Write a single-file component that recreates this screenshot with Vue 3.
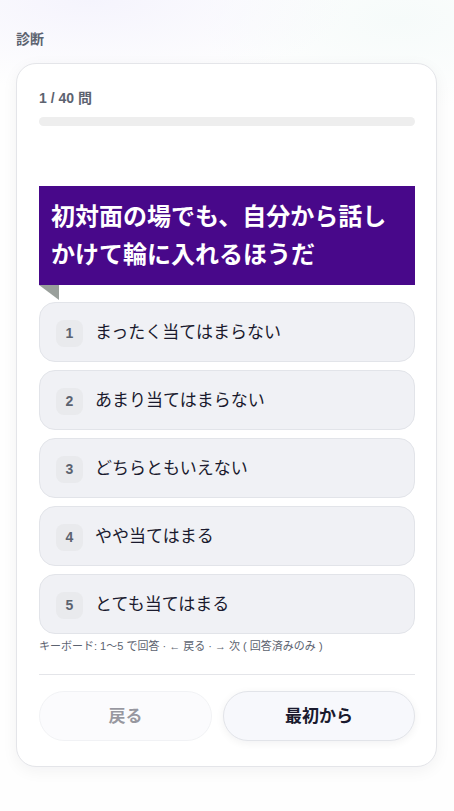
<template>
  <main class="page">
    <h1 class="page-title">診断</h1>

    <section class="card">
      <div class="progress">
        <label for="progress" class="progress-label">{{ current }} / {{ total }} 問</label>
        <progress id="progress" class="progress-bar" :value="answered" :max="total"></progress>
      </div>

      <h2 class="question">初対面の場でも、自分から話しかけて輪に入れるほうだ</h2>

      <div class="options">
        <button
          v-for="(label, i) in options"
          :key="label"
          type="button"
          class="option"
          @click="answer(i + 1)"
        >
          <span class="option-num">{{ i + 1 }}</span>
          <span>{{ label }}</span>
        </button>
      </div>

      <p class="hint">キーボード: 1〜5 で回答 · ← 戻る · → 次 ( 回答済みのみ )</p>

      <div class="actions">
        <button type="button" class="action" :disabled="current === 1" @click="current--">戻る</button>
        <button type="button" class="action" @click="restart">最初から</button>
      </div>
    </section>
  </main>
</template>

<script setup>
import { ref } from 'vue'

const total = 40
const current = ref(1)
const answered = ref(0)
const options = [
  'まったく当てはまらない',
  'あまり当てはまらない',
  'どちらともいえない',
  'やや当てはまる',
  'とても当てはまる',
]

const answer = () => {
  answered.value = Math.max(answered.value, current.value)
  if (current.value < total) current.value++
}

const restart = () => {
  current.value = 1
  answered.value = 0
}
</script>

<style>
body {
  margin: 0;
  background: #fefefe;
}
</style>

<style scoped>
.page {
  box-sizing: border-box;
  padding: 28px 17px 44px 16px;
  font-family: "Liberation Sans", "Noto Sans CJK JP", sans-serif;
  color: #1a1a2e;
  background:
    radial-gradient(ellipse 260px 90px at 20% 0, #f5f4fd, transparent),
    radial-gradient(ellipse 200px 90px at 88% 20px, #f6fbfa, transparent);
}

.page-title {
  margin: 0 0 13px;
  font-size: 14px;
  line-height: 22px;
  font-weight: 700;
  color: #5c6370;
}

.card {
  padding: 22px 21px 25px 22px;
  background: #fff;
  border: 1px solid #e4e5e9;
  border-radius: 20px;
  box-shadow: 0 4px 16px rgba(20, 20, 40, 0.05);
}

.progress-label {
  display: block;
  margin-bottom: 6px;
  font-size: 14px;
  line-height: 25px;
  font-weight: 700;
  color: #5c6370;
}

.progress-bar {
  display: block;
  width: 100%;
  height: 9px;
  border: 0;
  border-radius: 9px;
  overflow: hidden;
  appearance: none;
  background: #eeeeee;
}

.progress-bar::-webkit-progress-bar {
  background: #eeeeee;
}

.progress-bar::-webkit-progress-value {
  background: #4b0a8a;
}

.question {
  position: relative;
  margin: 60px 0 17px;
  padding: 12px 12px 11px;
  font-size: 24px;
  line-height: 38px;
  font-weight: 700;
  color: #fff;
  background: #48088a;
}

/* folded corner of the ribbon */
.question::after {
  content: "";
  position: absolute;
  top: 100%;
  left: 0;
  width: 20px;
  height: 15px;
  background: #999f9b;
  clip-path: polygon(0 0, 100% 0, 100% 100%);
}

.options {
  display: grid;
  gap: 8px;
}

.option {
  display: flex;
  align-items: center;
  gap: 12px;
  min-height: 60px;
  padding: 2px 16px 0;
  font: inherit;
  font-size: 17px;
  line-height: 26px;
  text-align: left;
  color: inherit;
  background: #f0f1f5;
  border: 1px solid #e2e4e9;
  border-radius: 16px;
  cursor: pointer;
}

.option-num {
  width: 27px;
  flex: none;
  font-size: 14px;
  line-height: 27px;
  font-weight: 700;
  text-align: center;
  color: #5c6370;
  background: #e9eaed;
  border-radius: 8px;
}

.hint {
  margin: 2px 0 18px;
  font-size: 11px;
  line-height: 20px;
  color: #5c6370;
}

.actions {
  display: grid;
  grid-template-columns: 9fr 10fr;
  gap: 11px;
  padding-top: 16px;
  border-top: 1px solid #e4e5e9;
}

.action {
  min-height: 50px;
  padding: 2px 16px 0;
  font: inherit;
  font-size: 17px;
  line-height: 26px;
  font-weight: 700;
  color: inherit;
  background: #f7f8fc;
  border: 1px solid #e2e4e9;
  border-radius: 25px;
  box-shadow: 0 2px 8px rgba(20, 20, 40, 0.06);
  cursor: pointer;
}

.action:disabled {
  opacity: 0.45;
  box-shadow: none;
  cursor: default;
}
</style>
• • •
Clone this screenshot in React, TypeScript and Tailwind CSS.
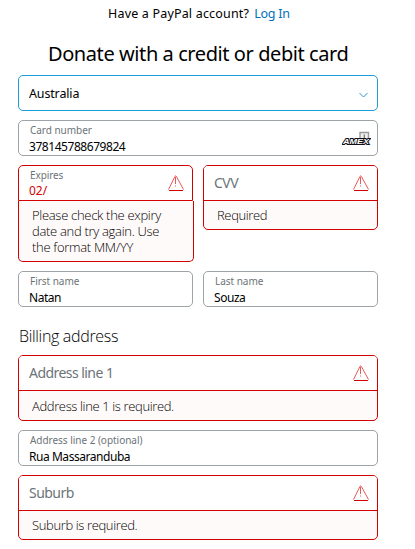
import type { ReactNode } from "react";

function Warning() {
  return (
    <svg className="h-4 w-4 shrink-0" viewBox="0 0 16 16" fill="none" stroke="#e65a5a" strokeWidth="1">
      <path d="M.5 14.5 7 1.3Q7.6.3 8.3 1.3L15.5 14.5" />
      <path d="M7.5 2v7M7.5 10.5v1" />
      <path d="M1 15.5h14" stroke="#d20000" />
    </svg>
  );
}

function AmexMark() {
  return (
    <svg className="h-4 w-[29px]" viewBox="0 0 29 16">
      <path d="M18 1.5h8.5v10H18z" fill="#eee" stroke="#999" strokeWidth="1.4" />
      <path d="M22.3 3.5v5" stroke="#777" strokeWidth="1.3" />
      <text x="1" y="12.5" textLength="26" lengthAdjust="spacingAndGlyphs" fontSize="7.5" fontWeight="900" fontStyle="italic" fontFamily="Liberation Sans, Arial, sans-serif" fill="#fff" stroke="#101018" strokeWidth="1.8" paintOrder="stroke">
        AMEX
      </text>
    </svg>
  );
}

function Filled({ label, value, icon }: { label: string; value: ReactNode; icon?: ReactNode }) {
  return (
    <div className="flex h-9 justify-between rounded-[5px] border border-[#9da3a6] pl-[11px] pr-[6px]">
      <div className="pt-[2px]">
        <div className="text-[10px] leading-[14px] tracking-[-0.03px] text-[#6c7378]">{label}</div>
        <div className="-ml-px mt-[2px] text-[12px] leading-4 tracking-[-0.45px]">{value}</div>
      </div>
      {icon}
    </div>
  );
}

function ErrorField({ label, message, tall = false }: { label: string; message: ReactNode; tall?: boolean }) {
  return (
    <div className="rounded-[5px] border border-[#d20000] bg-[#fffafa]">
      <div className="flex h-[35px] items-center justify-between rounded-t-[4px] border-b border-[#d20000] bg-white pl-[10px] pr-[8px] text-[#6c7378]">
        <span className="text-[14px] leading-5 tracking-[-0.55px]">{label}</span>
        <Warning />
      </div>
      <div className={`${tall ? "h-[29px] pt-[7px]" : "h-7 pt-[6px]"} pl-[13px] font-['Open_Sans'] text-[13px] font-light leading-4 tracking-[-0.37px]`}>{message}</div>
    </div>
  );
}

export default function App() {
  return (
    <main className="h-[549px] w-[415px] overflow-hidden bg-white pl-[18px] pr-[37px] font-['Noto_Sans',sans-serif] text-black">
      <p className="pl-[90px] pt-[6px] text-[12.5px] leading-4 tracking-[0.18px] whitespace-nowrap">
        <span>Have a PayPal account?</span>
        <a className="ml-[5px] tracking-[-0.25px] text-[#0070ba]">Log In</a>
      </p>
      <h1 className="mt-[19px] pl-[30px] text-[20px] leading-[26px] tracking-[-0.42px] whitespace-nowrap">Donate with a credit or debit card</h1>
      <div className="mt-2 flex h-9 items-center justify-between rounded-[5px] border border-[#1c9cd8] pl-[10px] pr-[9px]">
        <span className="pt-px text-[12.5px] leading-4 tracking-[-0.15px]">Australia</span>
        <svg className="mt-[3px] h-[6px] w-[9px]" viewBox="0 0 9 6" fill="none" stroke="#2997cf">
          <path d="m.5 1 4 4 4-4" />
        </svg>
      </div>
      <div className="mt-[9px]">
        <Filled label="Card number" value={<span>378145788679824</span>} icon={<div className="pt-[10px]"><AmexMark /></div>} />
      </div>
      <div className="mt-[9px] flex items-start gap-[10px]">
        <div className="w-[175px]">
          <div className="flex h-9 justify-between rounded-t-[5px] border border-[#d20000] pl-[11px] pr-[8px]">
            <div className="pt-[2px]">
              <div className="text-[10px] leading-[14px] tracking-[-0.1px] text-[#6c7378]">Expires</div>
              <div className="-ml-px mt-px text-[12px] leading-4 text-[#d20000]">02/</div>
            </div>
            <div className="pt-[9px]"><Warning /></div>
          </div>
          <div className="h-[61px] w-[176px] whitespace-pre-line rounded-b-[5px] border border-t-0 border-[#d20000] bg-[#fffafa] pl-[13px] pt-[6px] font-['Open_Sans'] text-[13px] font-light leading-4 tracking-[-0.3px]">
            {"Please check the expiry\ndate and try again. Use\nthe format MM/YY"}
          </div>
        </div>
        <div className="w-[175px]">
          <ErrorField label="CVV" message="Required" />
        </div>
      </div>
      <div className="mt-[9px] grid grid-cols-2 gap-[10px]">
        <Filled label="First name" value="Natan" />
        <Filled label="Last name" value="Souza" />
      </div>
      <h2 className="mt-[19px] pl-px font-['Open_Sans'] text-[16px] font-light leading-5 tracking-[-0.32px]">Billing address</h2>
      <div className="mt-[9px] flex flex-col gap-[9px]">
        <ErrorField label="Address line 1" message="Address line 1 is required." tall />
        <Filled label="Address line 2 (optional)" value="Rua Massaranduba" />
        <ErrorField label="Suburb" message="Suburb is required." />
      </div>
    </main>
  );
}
• • •
#### TASK INSTRUCTIONS
Repeat the lines above exactly, beginning with the one containing "Write a single-file" and finishing with the one containing "( 回答済みのみ )</p>". No pictures belong in the copy.

#### WRITTEN ANSWER
Write a single-file component that recreates this screenshot with Vue 3.
<template>
  <main class="page">
    <h1 class="page-title">診断</h1>

    <section class="card">
      <div class="progress">
        <label for="progress" class="progress-label">{{ current }} / {{ total }} 問</label>
        <progress id="progress" class="progress-bar" :value="answered" :max="total"></progress>
      </div>

      <h2 class="question">初対面の場でも、自分から話しかけて輪に入れるほうだ</h2>

      <div class="options">
        <button
          v-for="(label, i) in options"
          :key="label"
          type="button"
          class="option"
          @click="answer(i + 1)"
        >
          <span class="option-num">{{ i + 1 }}</span>
          <span>{{ label }}</span>
        </button>
      </div>

      <p class="hint">キーボード: 1〜5 で回答 · ← 戻る · → 次 ( 回答済みのみ )</p>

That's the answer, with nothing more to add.